• _What is being asked_
Reproduce all of the data below without alteration; exclude every picture.

[start of Provided data]

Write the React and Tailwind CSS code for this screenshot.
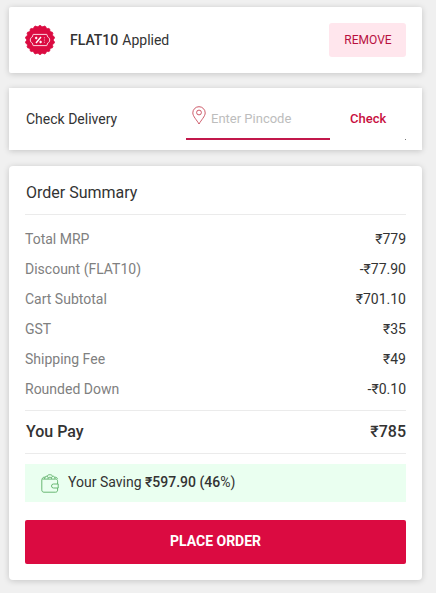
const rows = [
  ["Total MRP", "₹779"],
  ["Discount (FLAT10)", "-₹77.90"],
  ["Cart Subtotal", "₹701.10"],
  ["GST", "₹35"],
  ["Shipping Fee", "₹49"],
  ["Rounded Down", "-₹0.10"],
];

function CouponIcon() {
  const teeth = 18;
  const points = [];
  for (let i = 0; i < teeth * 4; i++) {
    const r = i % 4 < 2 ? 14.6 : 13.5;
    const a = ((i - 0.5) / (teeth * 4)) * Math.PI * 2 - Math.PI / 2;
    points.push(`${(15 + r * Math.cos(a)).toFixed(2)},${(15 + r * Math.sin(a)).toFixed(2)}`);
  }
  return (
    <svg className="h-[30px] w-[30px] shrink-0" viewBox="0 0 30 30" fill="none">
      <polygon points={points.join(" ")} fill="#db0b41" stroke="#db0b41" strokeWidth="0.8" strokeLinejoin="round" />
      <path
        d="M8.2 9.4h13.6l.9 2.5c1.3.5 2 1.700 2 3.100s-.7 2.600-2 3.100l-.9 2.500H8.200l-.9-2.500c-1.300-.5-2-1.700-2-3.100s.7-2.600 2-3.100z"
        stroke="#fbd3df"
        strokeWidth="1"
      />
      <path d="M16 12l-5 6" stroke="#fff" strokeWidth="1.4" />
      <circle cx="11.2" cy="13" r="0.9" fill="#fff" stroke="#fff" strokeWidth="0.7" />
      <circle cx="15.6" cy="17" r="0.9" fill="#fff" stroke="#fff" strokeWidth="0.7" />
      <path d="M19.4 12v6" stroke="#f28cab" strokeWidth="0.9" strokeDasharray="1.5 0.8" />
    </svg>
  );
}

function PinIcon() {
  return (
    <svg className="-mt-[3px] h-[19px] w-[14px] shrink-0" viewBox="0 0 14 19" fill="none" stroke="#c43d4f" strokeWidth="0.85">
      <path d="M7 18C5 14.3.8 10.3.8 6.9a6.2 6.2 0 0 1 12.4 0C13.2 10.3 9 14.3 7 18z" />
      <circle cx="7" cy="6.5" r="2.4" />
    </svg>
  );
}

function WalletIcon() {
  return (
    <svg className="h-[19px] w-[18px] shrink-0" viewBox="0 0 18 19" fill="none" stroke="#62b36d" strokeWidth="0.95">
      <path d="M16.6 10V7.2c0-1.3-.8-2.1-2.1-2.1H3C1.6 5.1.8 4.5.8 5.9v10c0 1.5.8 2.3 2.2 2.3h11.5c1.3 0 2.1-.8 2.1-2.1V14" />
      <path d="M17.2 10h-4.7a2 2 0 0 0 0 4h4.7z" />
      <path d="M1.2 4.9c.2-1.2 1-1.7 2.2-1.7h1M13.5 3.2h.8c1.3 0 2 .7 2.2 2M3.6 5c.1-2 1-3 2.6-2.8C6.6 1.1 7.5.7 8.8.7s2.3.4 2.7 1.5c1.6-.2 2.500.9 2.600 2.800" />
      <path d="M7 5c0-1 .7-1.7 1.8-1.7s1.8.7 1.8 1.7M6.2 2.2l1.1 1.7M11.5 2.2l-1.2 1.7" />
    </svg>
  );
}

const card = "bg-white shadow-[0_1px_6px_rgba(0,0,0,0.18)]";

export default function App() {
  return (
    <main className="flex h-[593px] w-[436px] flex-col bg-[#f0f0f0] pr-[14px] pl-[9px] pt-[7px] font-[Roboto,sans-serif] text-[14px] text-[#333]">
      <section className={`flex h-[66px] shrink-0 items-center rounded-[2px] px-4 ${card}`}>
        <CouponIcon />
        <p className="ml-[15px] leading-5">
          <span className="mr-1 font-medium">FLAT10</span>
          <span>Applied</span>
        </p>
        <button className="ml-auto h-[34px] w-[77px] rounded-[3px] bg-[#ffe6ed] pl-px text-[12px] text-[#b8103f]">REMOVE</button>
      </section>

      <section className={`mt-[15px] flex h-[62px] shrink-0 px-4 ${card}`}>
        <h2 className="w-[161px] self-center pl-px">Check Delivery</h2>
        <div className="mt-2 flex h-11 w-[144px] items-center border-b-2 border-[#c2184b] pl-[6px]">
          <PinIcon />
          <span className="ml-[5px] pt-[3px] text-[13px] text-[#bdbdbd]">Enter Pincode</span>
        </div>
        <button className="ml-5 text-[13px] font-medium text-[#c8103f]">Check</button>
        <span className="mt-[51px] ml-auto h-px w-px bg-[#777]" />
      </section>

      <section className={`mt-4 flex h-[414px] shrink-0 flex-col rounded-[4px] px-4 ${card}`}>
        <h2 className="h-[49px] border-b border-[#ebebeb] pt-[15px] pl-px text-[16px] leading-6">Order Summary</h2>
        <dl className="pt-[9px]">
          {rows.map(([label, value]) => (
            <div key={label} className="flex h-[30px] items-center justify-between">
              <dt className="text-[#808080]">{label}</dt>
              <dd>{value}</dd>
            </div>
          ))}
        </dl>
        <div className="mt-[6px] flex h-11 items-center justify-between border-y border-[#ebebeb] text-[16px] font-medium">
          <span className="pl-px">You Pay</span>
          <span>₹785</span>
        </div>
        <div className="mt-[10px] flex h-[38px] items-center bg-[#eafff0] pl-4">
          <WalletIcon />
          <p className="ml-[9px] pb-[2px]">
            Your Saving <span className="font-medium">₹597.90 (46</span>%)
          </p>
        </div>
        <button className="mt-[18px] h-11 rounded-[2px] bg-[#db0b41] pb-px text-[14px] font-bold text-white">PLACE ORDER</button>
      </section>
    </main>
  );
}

[end of Provided data]

• _Correct output_
Write the React and Tailwind CSS code for this screenshot.
const rows = [
  ["Total MRP", "₹779"],
  ["Discount (FLAT10)", "-₹77.90"],
  ["Cart Subtotal", "₹701.10"],
  ["GST", "₹35"],
  ["Shipping Fee", "₹49"],
  ["Rounded Down", "-₹0.10"],
];

function CouponIcon() {
  const teeth = 18;
  const points = [];
  for (let i = 0; i < teeth * 4; i++) {
    const r = i % 4 < 2 ? 14.6 : 13.5;
    const a = ((i - 0.5) / (teeth * 4)) * Math.PI * 2 - Math.PI / 2;
    points.push(`${(15 + r * Math.cos(a)).toFixed(2)},${(15 + r * Math.sin(a)).toFixed(2)}`);
  }
  return (
    <svg className="h-[30px] w-[30px] shrink-0" viewBox="0 0 30 30" fill="none">
      <polygon points={points.join(" ")} fill="#db0b41" stroke="#db0b41" strokeWidth="0.8" strokeLinejoin="round" />
      <path
        d="M8.2 9.4h13.6l.9 2.5c1.3.5 2 1.700 2 3.100s-.7 2.600-2 3.100l-.9 2.500H8.200l-.9-2.500c-1.300-.5-2-1.700-2-3.100s.7-2.600 2-3.100z"
        stroke="#fbd3df"
        strokeWidth="1"
      />
      <path d="M16 12l-5 6" stroke="#fff" strokeWidth="1.4" />
      <circle cx="11.2" cy="13" r="0.9" fill="#fff" stroke="#fff" strokeWidth="0.7" />
      <circle cx="15.6" cy="17" r="0.9" fill="#fff" stroke="#fff" strokeWidth="0.7" />
      <path d="M19.4 12v6" stroke="#f28cab" strokeWidth="0.9" strokeDasharray="1.5 0.8" />
    </svg>
  );
}

function PinIcon() {
  return (
    <svg className="-mt-[3px] h-[19px] w-[14px] shrink-0" viewBox="0 0 14 19" fill="none" stroke="#c43d4f" strokeWidth="0.85">
      <path d="M7 18C5 14.3.8 10.3.8 6.9a6.2 6.2 0 0 1 12.4 0C13.2 10.3 9 14.3 7 18z" />
      <circle cx="7" cy="6.5" r="2.4" />
    </svg>
  );
}

function WalletIcon() {
  return (
    <svg className="h-[19px] w-[18px] shrink-0" viewBox="0 0 18 19" fill="none" stroke="#62b36d" strokeWidth="0.95">
      <path d="M16.6 10V7.2c0-1.3-.8-2.1-2.1-2.1H3C1.6 5.1.8 4.5.8 5.9v10c0 1.5.8 2.3 2.2 2.3h11.5c1.3 0 2.1-.8 2.1-2.1V14" />
      <path d="M17.2 10h-4.7a2 2 0 0 0 0 4h4.7z" />
      <path d="M1.2 4.9c.2-1.2 1-1.7 2.2-1.7h1M13.5 3.2h.8c1.3 0 2 .7 2.2 2M3.6 5c.1-2 1-3 2.6-2.8C6.6 1.1 7.5.7 8.8.7s2.3.4 2.7 1.5c1.6-.2 2.500.9 2.600 2.800" />
      <path d="M7 5c0-1 .7-1.7 1.8-1.7s1.8.7 1.8 1.7M6.2 2.2l1.1 1.7M11.5 2.2l-1.2 1.7" />
    </svg>
  );
}

const card = "bg-white shadow-[0_1px_6px_rgba(0,0,0,0.18)]";

export default function App() {
  return (
    <main className="flex h-[593px] w-[436px] flex-col bg-[#f0f0f0] pr-[14px] pl-[9px] pt-[7px] font-[Roboto,sans-serif] text-[14px] text-[#333]">
      <section className={`flex h-[66px] shrink-0 items-center rounded-[2px] px-4 ${card}`}>
        <CouponIcon />
        <p className="ml-[15px] leading-5">
          <span className="mr-1 font-medium">FLAT10</span>
          <span>Applied</span>
        </p>
        <button className="ml-auto h-[34px] w-[77px] rounded-[3px] bg-[#ffe6ed] pl-px text-[12px] text-[#b8103f]">REMOVE</button>
      </section>

      <section className={`mt-[15px] flex h-[62px] shrink-0 px-4 ${card}`}>
        <h2 className="w-[161px] self-center pl-px">Check Delivery</h2>
        <div className="mt-2 flex h-11 w-[144px] items-center border-b-2 border-[#c2184b] pl-[6px]">
          <PinIcon />
          <span className="ml-[5px] pt-[3px] text-[13px] text-[#bdbdbd]">Enter Pincode</span>
        </div>
        <button className="ml-5 text-[13px] font-medium text-[#c8103f]">Check</button>
        <span className="mt-[51px] ml-auto h-px w-px bg-[#777]" />
      </section>

      <section className={`mt-4 flex h-[414px] shrink-0 flex-col rounded-[4px] px-4 ${card}`}>
        <h2 className="h-[49px] border-b border-[#ebebeb] pt-[15px] pl-px text-[16px] leading-6">Order Summary</h2>
        <dl className="pt-[9px]">
          {rows.map(([label, value]) => (
            <div key={label} className="flex h-[30px] items-center justify-between">
              <dt className="text-[#808080]">{label}</dt>
              <dd>{value}</dd>
            </div>
          ))}
        </dl>
        <div className="mt-[6px] flex h-11 items-center justify-between border-y border-[#ebebeb] text-[16px] font-medium">
          <span className="pl-px">You Pay</span>
          <span>₹785</span>
        </div>
        <div className="mt-[10px] flex h-[38px] items-center bg-[#eafff0] pl-4">
          <WalletIcon />
          <p className="ml-[9px] pb-[2px]">
            Your Saving <span className="font-medium">₹597.90 (46</span>%)
          </p>
        </div>
        <button className="mt-[18px] h-11 rounded-[2px] bg-[#db0b41] pb-px text-[14px] font-bold text-white">PLACE ORDER</button>
      </section>
    </main>
  );
}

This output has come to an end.